**Work to complete:**
Note each line that includes the word "image". Copy those lines.

**Data for this exercise:**

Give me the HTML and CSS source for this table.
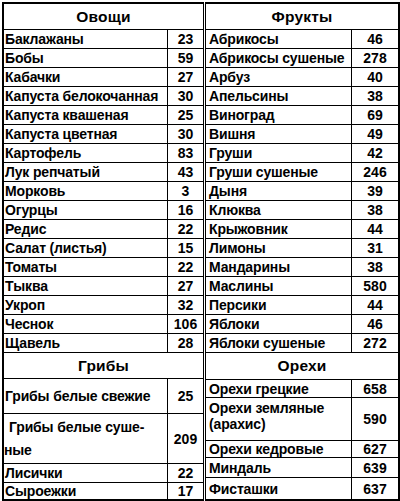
FILE: index.html
```html
<!DOCTYPE html>
<html lang="ru">
<head>
<meta charset="utf-8">
<link rel="stylesheet" href="styles.css">
</head>
<body>
<div class="sheet">
  <div class="col col-left">
    <div class="head">Овощи</div>
    <div class="row"><div class="name">Баклажаны</div><div class="num">23</div></div>
    <div class="row"><div class="name">Бобы</div><div class="num">59</div></div>
    <div class="row"><div class="name">Кабачки</div><div class="num">27</div></div>
    <div class="row"><div class="name">Капуста белокочанная</div><div class="num">30</div></div>
    <div class="row"><div class="name">Капуста квашеная</div><div class="num">25</div></div>
    <div class="row"><div class="name">Капуста цветная</div><div class="num">30</div></div>
    <div class="row"><div class="name">Картофель</div><div class="num">83</div></div>
    <div class="row"><div class="name">Лук репчатый</div><div class="num">43</div></div>
    <div class="row"><div class="name">Морковь</div><div class="num">3</div></div>
    <div class="row"><div class="name">Огурцы</div><div class="num">16</div></div>
    <div class="row"><div class="name">Редис</div><div class="num">22</div></div>
    <div class="row"><div class="name">Салат (листья)</div><div class="num">15</div></div>
    <div class="row"><div class="name">Томаты</div><div class="num">22</div></div>
    <div class="row"><div class="name">Тыква</div><div class="num">27</div></div>
    <div class="row"><div class="name">Укроп</div><div class="num">32</div></div>
    <div class="row"><div class="name">Чеснок</div><div class="num">106</div></div>
    <div class="row"><div class="name">Щавель</div><div class="num">28</div></div>
    <div class="head">Грибы</div>
    <div class="row row-34"><div class="name">Грибы белые свежие</div><div class="num">25</div></div>
    <div class="row row-50"><div class="name name-wrap">Грибы белые суше-<br>ные</div><div class="num">209</div></div>
    <div class="row"><div class="name">Лисички</div><div class="num">22</div></div>
    <div class="row row-last"><div class="name">Сыроежки</div><div class="num">17</div></div>
  </div>
  <div class="col col-right">
    <div class="head">Фрукты</div>
    <div class="row"><div class="name">Абрикосы</div><div class="num">46</div></div>
    <div class="row"><div class="name">Абрикосы сушеные</div><div class="num">278</div></div>
    <div class="row"><div class="name">Арбуз</div><div class="num">40</div></div>
    <div class="row"><div class="name">Апельсины</div><div class="num">38</div></div>
    <div class="row"><div class="name">Виноград</div><div class="num">69</div></div>
    <div class="row"><div class="name">Вишня</div><div class="num">49</div></div>
    <div class="row"><div class="name">Груши</div><div class="num">42</div></div>
    <div class="row"><div class="name">Груши сушеные</div><div class="num">246</div></div>
    <div class="row"><div class="name">Дыня</div><div class="num">39</div></div>
    <div class="row"><div class="name">Клюква</div><div class="num">38</div></div>
    <div class="row"><div class="name">Крыжовник</div><div class="num">44</div></div>
    <div class="row"><div class="name">Лимоны</div><div class="num">31</div></div>
    <div class="row"><div class="name">Мандарины</div><div class="num">38</div></div>
    <div class="row"><div class="name">Маслины</div><div class="num">580</div></div>
    <div class="row"><div class="name">Персики</div><div class="num">44</div></div>
    <div class="row"><div class="name">Яблоки</div><div class="num">46</div></div>
    <div class="row"><div class="name">Яблоки сушеные</div><div class="num">272</div></div>
    <div class="head head-27">Орехи</div>
    <div class="row row-18"><div class="name">Орехи грецкие</div><div class="num">658</div></div>
    <div class="row row-43"><div class="name name-two">Орехи земляные<br>(арахис)</div><div class="num">590</div></div>
    <div class="row row-17"><div class="name">Орехи кедровые</div><div class="num">627</div></div>
    <div class="row row-20"><div class="name">Миндаль</div><div class="num">639</div></div>
    <div class="row row-last"><div class="name">Фисташки</div><div class="num">637</div></div>
  </div>
</div>
</body>
</html>
```

FILE: styles.css
```css
* { box-sizing: border-box; }
html, body { margin: 0; padding: 0; background: #fff; }
body {
  font-family: "Liberation Sans", Arial, sans-serif;
  font-weight: bold;
  color: #000;
  font-size: 14px;
}
.sheet {
  display: flex;
  gap: 1px;
  padding: 2px 0 0 2px;
  width: 400px;
}
.col {
  display: flex;
  flex-direction: column;
  border-top: 2px solid #000;
  border-bottom: 2px solid #000;
  height: 499px;
}
.col-left {
  width: 202px;
  border-left: 2px solid #000;
  border-right: 1px solid #000;
}
.col-right {
  width: 195px;
  border-left: 1px solid #000;
  border-right: 2px solid #000;
}
.head {
  height: 26px;
  border-bottom: 1px solid #000;
  display: flex;
  align-items: center;
  justify-content: center;
  font-size: 15.5px;
  letter-spacing: 0.2px;
}
.head-27 { height: 27px; }
.row {
  height: 19px;
  display: flex;
  border-bottom: 1px solid #000;
  white-space: nowrap;
}
.row-34 { height: 35px; }
.row-50 { height: 50px; }
.row-18 { height: 18px; }
.row-43 { height: 43px; }
.row-17 { height: 17px; }
.row-20 { height: 20px; }
.row-last { flex: 1; border-bottom: none; }
.name {
  display: flex;
  align-items: center;
  border-right: 1px solid #000;
  padding-left: 1px;
  letter-spacing: -0.15px;
}
.col-left .name { flex: 0 0 164px; }
.col-right .name { flex: 0 0 146px; padding-left: 3px; }
.name-wrap {
  display: block;
  line-height: 23px;
  padding-top: 2px;
  padding-left: 0;
  text-indent: 5px;
}
.name-two {
  display: block;
  line-height: 16px;
  padding-top: 2px;
}
.num {
  flex: 1;
  display: flex;
  align-items: center;
  justify-content: center;
}
```
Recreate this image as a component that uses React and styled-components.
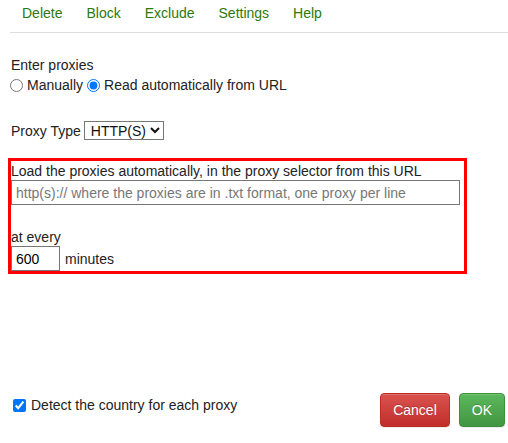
import React, { useState } from 'react';
import styled, { createGlobalStyle } from 'styled-components';

const GlobalStyle = createGlobalStyle`
  html, body {
    margin: 0;
    padding: 0;
    background: #fff;
  }
  body {
    font-family: 'Liberation Sans', Arial, sans-serif;
    font-size: 14px;
    color: #222;
  }
`;

const Page = styled.div`
    min-height: 100vh;
    box-sizing: border-box;
    padding-left: 8px;
    display: flex;
    flex-direction: column;
`;

const Menu = styled.div`
    margin-left: 2px;
    height: 33px;
    display: flex;
    align-items: flex-start;
    gap: 24px;
    padding: 5px 0 0 12px;
    box-sizing: border-box;
    border-bottom: 1px solid #dedede;
`;

const MenuItem = styled.a`
    color: #2b7a0b;
    line-height: 16px;
    cursor: pointer;
    text-decoration: none;
`;

const Section = styled.div`
    padding-left: 3px;
    margin-top: ${(p) => p.$top || 0}px;
`;

const Line = styled.div`
    line-height: 16px;
`;

const Row = styled.div`
    display: flex;
    align-items: center;
    height: 24px;
`;

const Radio = styled.input.attrs({ type: 'radio' })`
    margin: 0 4px 0 ${(p) => p.$left || 0}px;
    width: 13px;
    height: 13px;
`;

const TypeRow = styled.div`
    display: flex;
    align-items: center;
    gap: 3px;
`;

const Select = styled.select`
    font: inherit;
    font-size: 14px;
    width: 80px;
    height: 19px;
    padding: 0 0 0 2px;
    border: 1px solid #767676;
    border-radius: 0;
    background: #fff;
    color: #111;
`;

const UrlBox = styled.div`
    width: 459px;
    height: 116px;
    box-sizing: border-box;
    border: 3px solid #f00;
    margin-top: ${(p) => p.$top}px;
    display: flex;
    flex-direction: column;
    overflow: hidden;
`;

const BoxLabel = styled.div`
    padding-top: 1px;
    line-height: 18px;
`;

const TextInput = styled.input`
    box-sizing: border-box;
    width: 449px;
    height: 25px;
    padding: 0 4px;
    font: inherit;
    font-size: 14px;
    border: 1px solid #767676;
    border-radius: 0;
    outline: none;
    &::placeholder {
        color: #777;
    }
`;

const EveryLabel = styled.div`
    margin-top: 24px;
    line-height: 17px;
`;

const MinutesRow = styled.div`
    display: flex;
    align-items: center;
    gap: 5px;
`;

const NumberInput = styled.input`
    box-sizing: border-box;
    width: 49px;
    height: 25px;
    padding: 0 4px;
    font: inherit;
    font-size: 14px;
    border: 1px solid #767676;
    border-radius: 0;
    outline: none;
`;

const Footer = styled.div`
    margin-top: auto;
    display: flex;
    justify-content: space-between;
    align-items: flex-start;
    padding: 0 3px 16px 3px;
`;

const CheckRow = styled.label`
    display: flex;
    align-items: center;
    gap: 5px;
    margin-top: 4px;
    height: 16px;
`;

const Checkbox = styled.input.attrs({ type: 'checkbox' })`
    margin: 0 0 0 2px;
    width: 13px;
    height: 13px;
`;

const Buttons = styled.div`
    display: flex;
    gap: 9px;
`;

const colors = {
  danger: ['#d9534f', '#c12e2a', '#b92c28'],
  success: ['#5cb85c', '#419641', '#3e8f3e'],
};

const Button = styled.button`
    height: 34px;
    padding: 0 12px;
    font: inherit;
    font-size: 14px;
    color: #fff;
    border-radius: 4px;
    border: 1px solid ${(p) => colors[p.$kind][2]};
    background-image: linear-gradient(to bottom, ${(p) => colors[p.$kind][0]} 0%, ${(p) => colors[p.$kind][1]} 100%);
    text-shadow: 0 -1px 0 rgba(0, 0, 0, 0.2);
    box-shadow: inset 0 1px 0 rgba(255, 255, 255, 0.15), 0 1px 1px rgba(0, 0, 0, 0.075);
    cursor: pointer;
`;

const App = () => {
  const [mode, setMode] = useState('url');
  const [minutes, setMinutes] = useState('600');
  const [detect, setDetect] = useState(true);

  return (
    <>
      <GlobalStyle />
      <Page>
        <Menu>
          <MenuItem>Delete</MenuItem>
          <MenuItem>Block</MenuItem>
          <MenuItem>Exclude</MenuItem>
          <MenuItem>Settings</MenuItem>
          <MenuItem>Help</MenuItem>
        </Menu>

        <Section $top={24}>
          <Line>Enter proxies</Line>
          <Row>
            <Radio name="mode" $left={-1} checked={mode === 'manual'} onChange={() => setMode('manual')} />
            <span>Manually</span>
            <Radio name="mode" $left={4} checked={mode === 'url'} onChange={() => setMode('url')} />
            <span>Read automatically from URL</span>
          </Row>
        </Section>

        <Section $top={24}>
          <TypeRow>
            <span>Proxy Type</span>
            <Select defaultValue="http">
              <option value="http">HTTP(S)</option>
              <option value="socks4">SOCKS4</option>
              <option value="socks5">SOCKS5</option>
            </Select>
          </TypeRow>
        </Section>

        <UrlBox $top={18}>
          <BoxLabel>Load the proxies automatically, in the proxy selector from this URL</BoxLabel>
          <TextInput placeholder="http(s):// where the proxies are in .txt format, one proxy per line" />
          <EveryLabel>at every</EveryLabel>
          <MinutesRow>
            <NumberInput value={minutes} onChange={(e) => setMinutes(e.target.value)} />
            <span>minutes</span>
          </MinutesRow>
        </UrlBox>

        <Footer>
          <CheckRow>
            <Checkbox checked={detect} onChange={(e) => setDetect(e.target.checked)} />
            <span>Detect the country for each proxy</span>
          </CheckRow>
          <Buttons>
            <Button $kind="danger">Cancel</Button>
            <Button $kind="success">OK</Button>
          </Buttons>
        </Footer>
      </Page>
    </>
  );
};

export default App;
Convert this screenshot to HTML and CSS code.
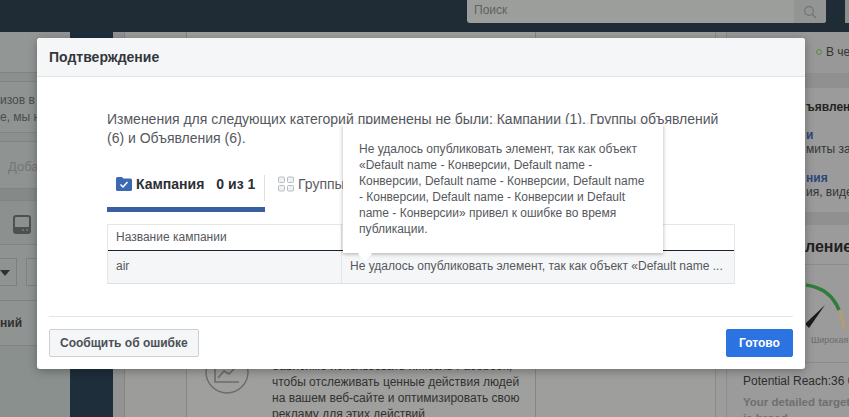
FILE: index.html
```html
<!DOCTYPE html>
<html lang="ru">
<head>
<meta charset="utf-8">
<title>Подтверждение</title>
<link rel="stylesheet" href="styles.css">
</head>
<body>
<div class="stage">
  <header class="topbar">
    <div class="search">
      <span class="search-text">Поиск</span>
      <span class="search-btn">
        <svg width="14" height="14" viewBox="0 0 14 14"><circle cx="6" cy="6" r="4.4" fill="none" stroke="#6f7674" stroke-width="1.2"/><path d="M9.3 9.3 13 13" stroke="#6f7674" stroke-width="1.4"/></svg>
      </span>
    </div>
    <div class="top-stub"></div>
  </header>
  <div class="page">
    <aside class="left">
      <div class="l-row l-r1"></div>
      <div class="l-row l-r1b"></div>
      <div class="l-row l-r2"><span>изов в с</span><span>е, мы н</span></div>
      <div class="l-row l-r1b"></div>
      <div class="l-row l-r3"><span>Доба</span></div>
      <div class="l-row l-r4"></div>
      <div class="l-row l-r5">
        <svg width="18" height="19" viewBox="0 0 18 19"><rect x="1" y="1" width="16" height="17" rx="2" fill="none" stroke="#4d5150" stroke-width="2"/><rect x="1" y="12" width="16" height="6" fill="#4d5150"/><path d="M9 15h2M13 15h2" stroke="#8c908e"/></svg>
      </div>
      <div class="l-row l-r6"><span class="sel"><i></i></span><span class="sel2"></span></div>
      <div class="l-row l-r7"><b>ний</b></div>
      <div class="l-r8"></div>
    </aside>
    <div class="rail"></div>
    <div class="side"></div>
    <main class="main">
      <div class="m-spacer"></div>
      <div class="promo">
        <svg class="promo-icon" width="44" height="44" viewBox="0 0 44 44"><circle cx="22" cy="22" r="21" fill="none" stroke="#6a6d6c" stroke-width="1.4"/><path d="M10 12v20h24M13 28l6-7 5 3 7-7" fill="none" stroke="#6a6d6c" stroke-width="1.6"/></svg>
        <p>Зависимо использовать пиксель Facebook,<br>чтобы отслеживать ценные действия людей<br>на вашем веб-сайте и оптимизировать свою<br>рекламу для этих действий</p>
      </div>
    </main>
    <div class="mid"></div>
    <aside class="right">
      <div class="r-status"><i></i>В чер</div>
      <div class="r-band"></div>
      <div class="r-card">
        <b class="r-title">ъявлени</b>
        <b class="r-link r-mark">и</b>
        <span>миты за</span>
        <b class="r-link r-second">ния</b>
        <span>ия, виде</span>
      </div>
      <div class="r-band r-band2"></div>
      <b class="r-h">ление</b>
      <div class="gauge">
        <svg width="50" height="62" viewBox="0 0 50 62"><path d="M0 3C15 5 27 13 33 28" fill="none" stroke="#2f7d3a" stroke-width="3.500"/><path d="M33 29C36 35 38 41 38 48" fill="none" stroke="#b49a78" stroke-width="3.500"/><path d="M-1 42 19 23 3 46Z" fill="#1b1b1b"/></svg>
        <span>Широкая</span>
      </div>
      <div class="r-reach">
        <div class="reach">Potential Reach:36 000</div>
        <div class="reach-sub">Your detailed targeting<br>is broad</div>
      </div>
    </aside>
  </div>

  <section class="modal">
    <div class="m-head">Подтверждение</div>
    <div class="m-body">
      <p class="m-text">Изменения для следующих категорий применены не были: Кампании (1), Группы объявлений (6) и Объявления (6).</p>
      <div class="tabs">
        <div class="tab active">
          <svg width="16" height="15" viewBox="0 0 16 15"><path d="M0 2.500A1.500 1.500 0 0 1 1.500 1H6l1.500 1.500h7A1.500 1.500 0 0 1 16 4v9.500a1.500 1.500 0 0 1-1.500 1.500h-13A1.500 1.500 0 0 1 0 13.500Z" fill="#3c69b4"/><path d="m4.500 8.500 2.500 2.500 4.500-5" fill="none" stroke="#fff" stroke-width="1.500"/></svg>
          <b>Кампания</b><b class="count">0 из 1</b>
        </div>
        <div class="tab">
          <svg width="16" height="16" viewBox="0 0 16 16"><g fill="#f1f2f4" stroke="#b9bdc2"><rect x=".5" y="1" width="6" height="5.500" rx="1"/><rect x="9.500" y="1" width="6" height="5.500" rx="1"/><rect x=".5" y="9.500" width="6" height="5.500" rx="1"/><rect x="9.500" y="9.500" width="6" height="5.500" rx="1"/></g></svg>
          <span>Группы объявлений</span>
        </div>
      </div>
      <div class="table">
        <div class="t-row t-headrow"><div class="c1">Название кампании</div><div class="c2"></div></div>
        <div class="t-row t-datarow"><div class="c1">air</div><div class="c2">Не удалось опубликовать элемент, так как объект «Default name ...</div></div>
      </div>
    </div>
    <div class="m-foot">
      <button class="btn">Сообщить об ошибке</button>
      <button class="btn primary">Готово</button>
    </div>
    <div class="tooltip">Не удалось опубликовать элемент, так как объект «Default name - Конверсии, Default name - Конверсии, Default name - Конверсии, Default name - Конверсии, Default name - Конверсии и Default name - Конверсии» привел к ошибке во время публикации.</div>
  </section>
</div>
</body>
</html>
```
FILE: styles.css
```css
* { box-sizing: border-box; }
html, body { margin: 0; padding: 0; }
body { font-family: "Liberation Sans", Arial, sans-serif; }
.stage { position: relative; width: 849px; height: 417px; overflow: hidden; background: #9c9d9b; }

.topbar { height: 32px; background: #1f2b35; display: flex; padding-left: 467px; gap: 19px; }
.search { flex: none; width: 359px; height: 23px; background: #9c9e9c; border-radius: 0 0 3px 3px; display: flex; justify-content: space-between; }
.search-text { font-size: 12px; line-height: 21px; padding-left: 7px; color: #5e6261; }
.search-btn { width: 32px; background: #929593; display: flex; align-items: center; justify-content: center; border-radius: 0 0 3px 0; }
.top-stub { flex: none; width: 20px; height: 23px; background: #8b8e8d; }

.page { display: flex; height: 385px; }
.page > * { flex: none; }
.left { width: 70px; background: #8f9391; display: flex; flex-direction: column; font-size: 12px; color: #4a4d4c; }
.l-row { flex: none; border-bottom: 1px solid #7f8381; white-space: nowrap; overflow: hidden; }
.l-r1 { height: 41px; background: #929694; }
.l-r1b { height: 9px; background: #8b8f8d; }
.l-r2 { height: 51px; padding-top: 10px; display: flex; flex-direction: column; line-height: 17px; }
.l-r3 { height: 47px; padding: 17px 0 0 8px; font-size: 13px; color: #737674; }
.l-r4 { height: 12px; background: #858987; }
.l-r5 { height: 44px; padding: 14px 0 0 13px; background: #8c908e; }
.l-r6 { height: 56px; display: flex; gap: 9px; padding-top: 13px; }
.sel { width: 17px; height: 28px; border: 1px solid #7d817f; border-left: 0; position: relative; display: block; }
.sel i { position: absolute; left: 0; top: 11px; border: 5px solid transparent; border-top: 6px solid #2f3231; border-bottom: 0; }
.sel2 { width: 30px; height: 28px; border: 1px solid #7d817f; display: block; }
.l-r7 { height: 45px; padding-top: 15px; font-size: 12px; color: #2f3231; }
.l-r8 { flex: 1; background: #89908d; }

.rail { width: 43px; background: #1f2e3b; }
.side { width: 12px; background: #929392; border-right: 1px solid #858685; }
.main { width: 350px; margin-left: 61px; border-left: 1px solid #858685; border-right: 1px solid #858685; background: #9f9f9e; display: flex; flex-direction: column; }
.m-spacer { flex: none; height: 318px; }
.promo { flex: none; display: flex; gap: 23px; padding-left: 18px; }
.promo-icon { flex: none; }
.promo p { margin: 8px 0 0; font-size: 12px; line-height: 16px; color: #303232; white-space: nowrap; }
.mid { width: 180px; background: #9e9e9d; border-right: 1px solid #8a8b8a; }
.right { width: 123px; margin-left: 10px; font-size: 12px; color: #343635; border-left: 1px solid #8a8b8a; white-space: nowrap; display: flex; flex-direction: column; background: #9a9b9a; overflow: hidden; }
.r-status { flex: none; height: 41px; padding: 13px 0 0 89px; display: flex; align-items: flex-start; gap: 4px; background: #979897; }
.r-status i { flex: none; width: 6px; height: 6px; margin-top: 4px; border: 1px solid #5d8a3c; border-radius: 50%; }
.r-band { flex: none; height: 15px; background: #8f908f; }
.r-band2 { height: 13px; }
.r-card { flex: none; height: 124px; padding: 12px 0 0 79px; display: flex; flex-direction: column; line-height: 14px; }
.r-title { color: #232524; }
.r-link { color: #2d4778; }
.r-mark { margin-top: 14px; }
.r-second { margin-top: 15px; }
.r-h { flex: none; display: block; height: 40px; padding: 13px 0 0 78px; font-size: 16px; color: #1f2120; border-bottom: 1px solid #8b8c8b; }
.gauge { flex: none; position: relative; height: 98px; border-bottom: 1px solid #8b8c8b; padding: 17px 0 0 79px; }
.gauge svg { display: block; }
.gauge span { position: absolute; left: 84px; top: 70px; font-size: 9px; color: #6b6d6c; }
.r-reach { flex: 1; padding: 11px 0 0 16px; }
.reach { font-size: 12px; color: #2b2d2c; }
.reach-sub { font-size: 11.5px; font-weight: bold; color: #6e706f; line-height: 16px; margin-top: 6px; }

.modal { position: absolute; left: 37px; top: 38px; width: 768px; height: 331px; background: #fff; border-radius: 3px; display: flex; flex-direction: column; box-shadow: 0 2px 10px rgba(0,0,0,.3); }
.m-head { height: 39px; flex: none; background: #f5f6f7; border-bottom: 1px solid #e5e5e5; border-radius: 3px 3px 0 0; padding: 0 12px; font-size: 14px; font-weight: bold; line-height: 38px; color: #33363b; }
.m-body { flex: 1; padding: 33px 70px 0; min-height: 0; }
.m-text { margin: 0; font-size: 14px; line-height: 19px; color: #55585e; }
.tabs { display: flex; height: 47px; margin-top: 17px; }
.tab { display: flex; align-items: flex-start; padding-top: 11px; font-size: 14px; color: #5a5d63; white-space: nowrap; }
.tab svg { flex: none; }
.tab.active { width: 158px; padding-left: 9px; border-bottom: 5px solid #3b5ea3; position: relative; color: #2c2f35; }
.tab.active::after { content: ""; position: absolute; right: 0; top: 10px; height: 26px; border-right: 1px solid #dddfe2; }
.tab.active b { margin-left: 4px; }
.tab.active .count { margin-left: 12px; }
.tab:not(.active) { padding-left: 13px; gap: 4px; }
.table { margin-top: 12px; width: 628px; border: 1px solid #e5e6e9; border-bottom-color: #dddfe2; font-size: 12px; color: #55585e; }
.t-row { display: flex; }
.c1 { flex: none; width: 233px; padding-left: 8px; }
.c2 { flex: 1; padding-left: 8px; border-left: 1px solid #e5e6e9; white-space: nowrap; overflow: hidden; }
.t-headrow { height: 26px; line-height: 25px; border-bottom: 1px solid #1d2129; }
.t-datarow { height: 32px; line-height: 31px; background: #f5f6f7; }
.m-foot { flex: none; margin: 0 12px; height: 53px; border-top: 1px solid #e5e5e5; display: flex; justify-content: space-between; align-items: flex-start; padding-top: 12px; }
.btn { height: 28px; padding: 0 10px; border: 1px solid #ccd0d5; border-radius: 2px; background: #f5f6f7; color: #4b4f56; font: bold 12px "Liberation Sans", Arial, sans-serif; }
.btn.primary { width: 67px; padding: 0; background: #2b73e0; border-color: #2b73e0; color: #fff; }
.tooltip { position: absolute; left: 306px; top: 86px; width: 320px; height: 129px; padding: 17px 16px 0; background: #fff; font-size: 12px; line-height: 16px; color: #55585e; box-shadow: 0 1px 4px rgba(0,0,0,.3); }
.tooltip::after { content: ""; position: absolute; left: 17px; bottom: -6px; width: 10px; height: 10px; background: #fff; transform: rotate(45deg); }
```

**Reply:**
Recreate this image as a component that uses React and styled-components.
    background-image: linear-gradient(to bottom, ${(p) => colors[p.$kind][0]} 0%, ${(p) => colors[p.$kind][1]} 100%);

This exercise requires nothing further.